# Record excerpts
==*==

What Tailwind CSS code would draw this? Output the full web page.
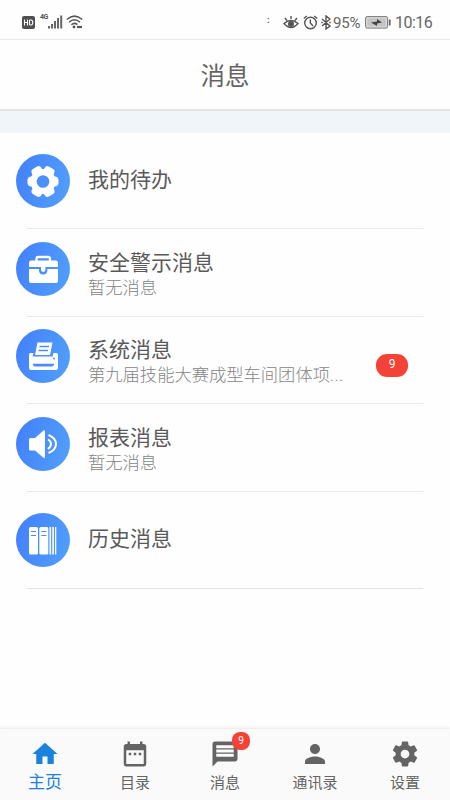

==*==

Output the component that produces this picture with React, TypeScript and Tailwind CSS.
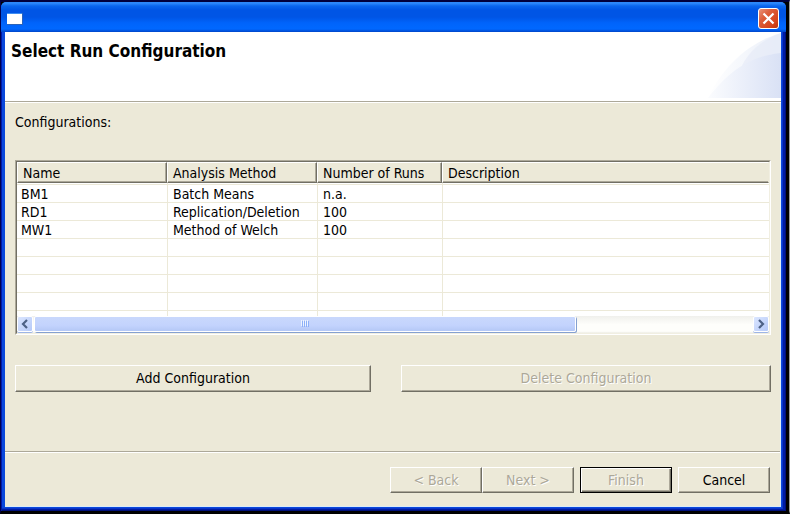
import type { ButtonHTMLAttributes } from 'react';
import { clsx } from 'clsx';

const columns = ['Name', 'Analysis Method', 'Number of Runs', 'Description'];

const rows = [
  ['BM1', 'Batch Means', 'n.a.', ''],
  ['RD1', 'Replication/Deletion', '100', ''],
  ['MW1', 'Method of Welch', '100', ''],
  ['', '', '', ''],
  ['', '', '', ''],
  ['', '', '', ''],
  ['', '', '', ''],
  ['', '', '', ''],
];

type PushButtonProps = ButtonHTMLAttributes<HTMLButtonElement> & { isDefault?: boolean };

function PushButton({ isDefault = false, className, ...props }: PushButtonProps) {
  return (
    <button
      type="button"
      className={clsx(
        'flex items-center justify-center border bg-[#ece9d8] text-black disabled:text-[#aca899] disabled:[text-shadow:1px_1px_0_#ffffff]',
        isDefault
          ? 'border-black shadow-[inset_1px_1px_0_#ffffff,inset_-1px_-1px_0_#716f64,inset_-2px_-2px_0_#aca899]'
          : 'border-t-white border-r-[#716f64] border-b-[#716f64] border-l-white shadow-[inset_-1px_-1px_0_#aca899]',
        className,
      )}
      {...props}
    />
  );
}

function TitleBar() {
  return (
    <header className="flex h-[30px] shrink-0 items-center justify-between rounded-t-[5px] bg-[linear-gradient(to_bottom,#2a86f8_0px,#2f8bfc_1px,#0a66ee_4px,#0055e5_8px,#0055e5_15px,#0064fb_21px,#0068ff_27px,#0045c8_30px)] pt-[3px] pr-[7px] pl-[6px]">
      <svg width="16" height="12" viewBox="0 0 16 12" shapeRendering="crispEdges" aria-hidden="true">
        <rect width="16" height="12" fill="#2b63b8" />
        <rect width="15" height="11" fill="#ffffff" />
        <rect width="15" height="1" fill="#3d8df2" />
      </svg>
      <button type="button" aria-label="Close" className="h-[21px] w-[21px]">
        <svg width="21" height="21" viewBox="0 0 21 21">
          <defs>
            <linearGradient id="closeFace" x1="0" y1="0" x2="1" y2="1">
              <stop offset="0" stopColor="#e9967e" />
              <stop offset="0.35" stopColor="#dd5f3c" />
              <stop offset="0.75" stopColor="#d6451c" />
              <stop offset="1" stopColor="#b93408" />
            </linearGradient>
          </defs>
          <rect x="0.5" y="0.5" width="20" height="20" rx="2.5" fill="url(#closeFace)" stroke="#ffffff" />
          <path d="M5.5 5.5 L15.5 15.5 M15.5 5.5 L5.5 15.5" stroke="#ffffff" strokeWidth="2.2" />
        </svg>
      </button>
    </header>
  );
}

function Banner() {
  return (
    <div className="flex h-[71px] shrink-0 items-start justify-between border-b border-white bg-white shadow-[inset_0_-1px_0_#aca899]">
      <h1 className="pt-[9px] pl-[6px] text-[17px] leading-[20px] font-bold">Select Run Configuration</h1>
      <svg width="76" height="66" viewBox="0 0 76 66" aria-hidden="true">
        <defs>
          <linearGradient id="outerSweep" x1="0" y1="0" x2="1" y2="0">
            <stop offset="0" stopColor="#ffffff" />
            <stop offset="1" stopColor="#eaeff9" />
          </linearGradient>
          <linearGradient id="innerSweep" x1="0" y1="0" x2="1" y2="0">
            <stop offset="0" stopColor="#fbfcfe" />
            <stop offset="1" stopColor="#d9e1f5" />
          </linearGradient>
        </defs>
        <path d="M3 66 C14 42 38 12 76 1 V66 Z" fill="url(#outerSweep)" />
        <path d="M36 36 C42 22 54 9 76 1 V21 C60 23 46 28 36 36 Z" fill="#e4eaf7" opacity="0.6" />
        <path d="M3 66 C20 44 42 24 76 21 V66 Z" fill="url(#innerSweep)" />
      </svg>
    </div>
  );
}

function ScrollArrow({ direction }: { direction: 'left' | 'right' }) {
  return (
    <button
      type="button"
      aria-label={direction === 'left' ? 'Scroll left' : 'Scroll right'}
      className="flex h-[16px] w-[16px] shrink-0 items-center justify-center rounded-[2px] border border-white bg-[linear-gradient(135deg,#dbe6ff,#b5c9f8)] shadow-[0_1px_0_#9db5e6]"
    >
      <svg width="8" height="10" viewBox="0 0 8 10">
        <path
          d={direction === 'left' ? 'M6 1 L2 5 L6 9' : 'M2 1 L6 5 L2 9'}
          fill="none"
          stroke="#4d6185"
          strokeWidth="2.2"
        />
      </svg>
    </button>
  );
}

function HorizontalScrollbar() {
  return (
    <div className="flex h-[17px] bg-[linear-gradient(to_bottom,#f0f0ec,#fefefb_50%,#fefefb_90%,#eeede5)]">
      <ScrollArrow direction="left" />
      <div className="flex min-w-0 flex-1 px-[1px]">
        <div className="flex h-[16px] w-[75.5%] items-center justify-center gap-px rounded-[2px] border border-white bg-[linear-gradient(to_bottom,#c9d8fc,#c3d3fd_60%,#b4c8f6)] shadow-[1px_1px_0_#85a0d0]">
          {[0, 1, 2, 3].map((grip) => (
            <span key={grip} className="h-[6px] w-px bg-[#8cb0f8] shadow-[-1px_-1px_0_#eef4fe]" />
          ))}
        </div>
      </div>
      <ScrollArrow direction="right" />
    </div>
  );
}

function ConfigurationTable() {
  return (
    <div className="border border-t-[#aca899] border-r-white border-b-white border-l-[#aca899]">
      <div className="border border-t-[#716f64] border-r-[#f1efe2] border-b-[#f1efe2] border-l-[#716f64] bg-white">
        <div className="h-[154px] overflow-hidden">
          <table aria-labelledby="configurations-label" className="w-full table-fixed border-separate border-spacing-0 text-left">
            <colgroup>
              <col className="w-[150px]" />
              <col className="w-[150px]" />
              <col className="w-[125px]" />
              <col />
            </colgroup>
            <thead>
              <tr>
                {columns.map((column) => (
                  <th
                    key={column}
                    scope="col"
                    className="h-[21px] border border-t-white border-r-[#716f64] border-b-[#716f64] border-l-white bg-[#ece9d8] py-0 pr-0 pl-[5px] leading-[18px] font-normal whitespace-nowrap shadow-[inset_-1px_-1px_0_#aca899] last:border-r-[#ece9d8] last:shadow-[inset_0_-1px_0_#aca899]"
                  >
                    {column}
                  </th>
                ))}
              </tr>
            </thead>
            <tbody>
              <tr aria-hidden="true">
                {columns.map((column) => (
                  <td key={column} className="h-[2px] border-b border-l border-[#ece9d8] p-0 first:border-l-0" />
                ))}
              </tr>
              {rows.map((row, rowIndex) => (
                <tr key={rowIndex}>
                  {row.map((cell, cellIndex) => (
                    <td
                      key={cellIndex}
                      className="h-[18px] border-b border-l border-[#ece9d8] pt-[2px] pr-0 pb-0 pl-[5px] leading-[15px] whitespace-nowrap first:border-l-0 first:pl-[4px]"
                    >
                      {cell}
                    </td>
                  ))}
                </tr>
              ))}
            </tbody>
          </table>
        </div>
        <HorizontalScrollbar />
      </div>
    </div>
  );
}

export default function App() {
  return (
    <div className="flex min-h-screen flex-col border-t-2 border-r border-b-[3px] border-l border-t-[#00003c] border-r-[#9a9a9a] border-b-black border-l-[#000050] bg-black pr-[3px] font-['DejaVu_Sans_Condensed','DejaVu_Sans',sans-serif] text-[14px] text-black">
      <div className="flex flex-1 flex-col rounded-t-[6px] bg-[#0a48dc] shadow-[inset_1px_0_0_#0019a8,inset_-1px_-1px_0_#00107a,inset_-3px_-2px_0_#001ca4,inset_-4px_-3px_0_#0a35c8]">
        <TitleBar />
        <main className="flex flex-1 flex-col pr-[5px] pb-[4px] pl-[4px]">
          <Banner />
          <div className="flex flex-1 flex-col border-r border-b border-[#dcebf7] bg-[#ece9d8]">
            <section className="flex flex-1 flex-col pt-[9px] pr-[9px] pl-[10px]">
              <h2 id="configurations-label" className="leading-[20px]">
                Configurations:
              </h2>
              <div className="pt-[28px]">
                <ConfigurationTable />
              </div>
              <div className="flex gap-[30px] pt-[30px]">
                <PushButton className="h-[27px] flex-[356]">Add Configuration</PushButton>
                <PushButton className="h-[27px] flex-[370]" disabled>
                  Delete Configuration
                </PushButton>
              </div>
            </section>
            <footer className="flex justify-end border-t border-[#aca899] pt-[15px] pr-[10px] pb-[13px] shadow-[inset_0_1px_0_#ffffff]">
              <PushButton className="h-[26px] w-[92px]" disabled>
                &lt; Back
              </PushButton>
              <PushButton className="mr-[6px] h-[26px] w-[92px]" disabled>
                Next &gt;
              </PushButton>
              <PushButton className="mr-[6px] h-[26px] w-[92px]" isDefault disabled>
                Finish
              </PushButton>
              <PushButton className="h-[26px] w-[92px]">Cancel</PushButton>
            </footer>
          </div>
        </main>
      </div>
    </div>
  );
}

==*==

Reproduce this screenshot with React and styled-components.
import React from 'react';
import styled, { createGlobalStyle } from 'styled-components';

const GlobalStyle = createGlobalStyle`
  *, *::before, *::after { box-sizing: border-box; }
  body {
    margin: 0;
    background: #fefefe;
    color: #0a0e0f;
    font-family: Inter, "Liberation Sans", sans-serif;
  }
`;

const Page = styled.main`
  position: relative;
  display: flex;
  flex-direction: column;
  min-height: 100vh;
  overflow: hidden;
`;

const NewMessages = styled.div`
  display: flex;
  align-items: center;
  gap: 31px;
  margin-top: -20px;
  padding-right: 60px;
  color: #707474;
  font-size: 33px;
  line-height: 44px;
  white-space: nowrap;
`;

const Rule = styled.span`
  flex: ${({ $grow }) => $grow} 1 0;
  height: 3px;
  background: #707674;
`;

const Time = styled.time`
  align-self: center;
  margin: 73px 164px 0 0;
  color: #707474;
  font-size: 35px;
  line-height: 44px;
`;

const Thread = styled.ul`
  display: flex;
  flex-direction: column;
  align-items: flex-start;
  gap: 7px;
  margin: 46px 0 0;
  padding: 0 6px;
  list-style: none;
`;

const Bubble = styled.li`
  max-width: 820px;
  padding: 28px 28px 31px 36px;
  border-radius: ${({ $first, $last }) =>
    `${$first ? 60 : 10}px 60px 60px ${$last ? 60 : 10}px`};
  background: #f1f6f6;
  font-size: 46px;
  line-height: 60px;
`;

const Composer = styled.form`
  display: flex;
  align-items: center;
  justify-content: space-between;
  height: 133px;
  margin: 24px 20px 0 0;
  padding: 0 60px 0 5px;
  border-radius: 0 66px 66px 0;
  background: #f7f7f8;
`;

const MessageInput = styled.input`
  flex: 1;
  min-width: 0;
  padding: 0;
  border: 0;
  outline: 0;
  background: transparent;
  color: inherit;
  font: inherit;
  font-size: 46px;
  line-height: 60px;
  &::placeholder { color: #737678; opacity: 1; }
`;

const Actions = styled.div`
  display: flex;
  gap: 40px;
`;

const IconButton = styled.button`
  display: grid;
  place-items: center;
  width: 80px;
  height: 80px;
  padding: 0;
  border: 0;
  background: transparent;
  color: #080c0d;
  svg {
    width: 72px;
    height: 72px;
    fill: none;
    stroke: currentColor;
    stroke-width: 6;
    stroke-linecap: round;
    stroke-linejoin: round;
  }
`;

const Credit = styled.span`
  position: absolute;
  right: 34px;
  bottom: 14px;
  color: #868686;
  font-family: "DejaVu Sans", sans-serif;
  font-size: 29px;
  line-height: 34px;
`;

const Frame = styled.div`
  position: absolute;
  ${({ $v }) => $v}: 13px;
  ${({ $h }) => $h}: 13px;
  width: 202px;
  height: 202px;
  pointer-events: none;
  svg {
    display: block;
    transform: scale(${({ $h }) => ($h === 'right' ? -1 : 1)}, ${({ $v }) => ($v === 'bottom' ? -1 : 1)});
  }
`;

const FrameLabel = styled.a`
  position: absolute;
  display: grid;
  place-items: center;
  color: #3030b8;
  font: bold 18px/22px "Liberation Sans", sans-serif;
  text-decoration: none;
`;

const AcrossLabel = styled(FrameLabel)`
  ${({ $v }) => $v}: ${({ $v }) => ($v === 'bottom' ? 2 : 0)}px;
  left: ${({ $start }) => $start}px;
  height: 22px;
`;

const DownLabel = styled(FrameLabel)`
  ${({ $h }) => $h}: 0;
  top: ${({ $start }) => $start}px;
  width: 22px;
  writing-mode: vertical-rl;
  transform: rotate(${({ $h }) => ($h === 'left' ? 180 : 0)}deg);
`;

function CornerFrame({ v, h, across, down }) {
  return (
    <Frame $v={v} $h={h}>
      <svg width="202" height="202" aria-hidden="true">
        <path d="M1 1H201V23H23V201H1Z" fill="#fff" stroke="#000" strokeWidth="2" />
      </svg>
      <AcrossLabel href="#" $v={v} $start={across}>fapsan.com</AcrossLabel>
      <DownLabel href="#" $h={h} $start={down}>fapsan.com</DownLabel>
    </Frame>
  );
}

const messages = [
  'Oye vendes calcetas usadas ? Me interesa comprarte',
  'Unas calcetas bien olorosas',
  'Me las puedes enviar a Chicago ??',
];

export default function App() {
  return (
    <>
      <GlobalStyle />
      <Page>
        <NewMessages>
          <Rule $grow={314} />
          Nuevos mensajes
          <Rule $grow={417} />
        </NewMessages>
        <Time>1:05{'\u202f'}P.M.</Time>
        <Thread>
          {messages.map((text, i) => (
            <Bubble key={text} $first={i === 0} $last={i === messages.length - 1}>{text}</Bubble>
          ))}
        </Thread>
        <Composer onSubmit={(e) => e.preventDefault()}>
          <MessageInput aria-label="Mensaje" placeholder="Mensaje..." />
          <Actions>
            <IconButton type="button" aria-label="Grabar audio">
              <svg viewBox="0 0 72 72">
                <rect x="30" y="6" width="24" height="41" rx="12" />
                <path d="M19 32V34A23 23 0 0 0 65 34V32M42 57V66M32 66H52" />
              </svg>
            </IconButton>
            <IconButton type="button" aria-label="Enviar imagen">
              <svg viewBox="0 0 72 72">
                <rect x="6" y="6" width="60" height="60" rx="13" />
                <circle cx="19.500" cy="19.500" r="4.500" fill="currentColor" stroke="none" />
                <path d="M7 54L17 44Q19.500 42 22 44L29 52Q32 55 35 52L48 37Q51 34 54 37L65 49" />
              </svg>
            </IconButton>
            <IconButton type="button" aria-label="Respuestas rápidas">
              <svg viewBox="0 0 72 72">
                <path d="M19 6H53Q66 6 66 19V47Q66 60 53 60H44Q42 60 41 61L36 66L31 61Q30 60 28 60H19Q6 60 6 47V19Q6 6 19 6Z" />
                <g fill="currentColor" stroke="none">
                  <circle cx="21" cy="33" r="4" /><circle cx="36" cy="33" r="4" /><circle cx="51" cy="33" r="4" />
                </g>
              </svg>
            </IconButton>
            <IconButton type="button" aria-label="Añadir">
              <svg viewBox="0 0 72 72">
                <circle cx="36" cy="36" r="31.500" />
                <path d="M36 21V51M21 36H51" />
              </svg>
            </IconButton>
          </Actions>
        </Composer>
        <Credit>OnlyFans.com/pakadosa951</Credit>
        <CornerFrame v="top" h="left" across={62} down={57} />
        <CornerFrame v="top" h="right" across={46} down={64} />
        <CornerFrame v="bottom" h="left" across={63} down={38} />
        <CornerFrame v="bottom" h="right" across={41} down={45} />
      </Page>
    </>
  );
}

==*==

# Exercise instructions
Look above and copy only the lines from the one holding "Output the component" to the one holding "type PushButtonProps = ButtonHTMLAttributes<HTMLButtonElement>", both included, exactly, minus the pictures.

# Complete answer
Output the component that produces this picture with React, TypeScript and Tailwind CSS.
import type { ButtonHTMLAttributes } from 'react';
import { clsx } from 'clsx';

const columns = ['Name', 'Analysis Method', 'Number of Runs', 'Description'];

const rows = [
  ['BM1', 'Batch Means', 'n.a.', ''],
  ['RD1', 'Replication/Deletion', '100', ''],
  ['MW1', 'Method of Welch', '100', ''],
  ['', '', '', ''],
  ['', '', '', ''],
  ['', '', '', ''],
  ['', '', '', ''],
  ['', '', '', ''],
];

type PushButtonProps = ButtonHTMLAttributes<HTMLButtonElement> & { isDefault?: boolean };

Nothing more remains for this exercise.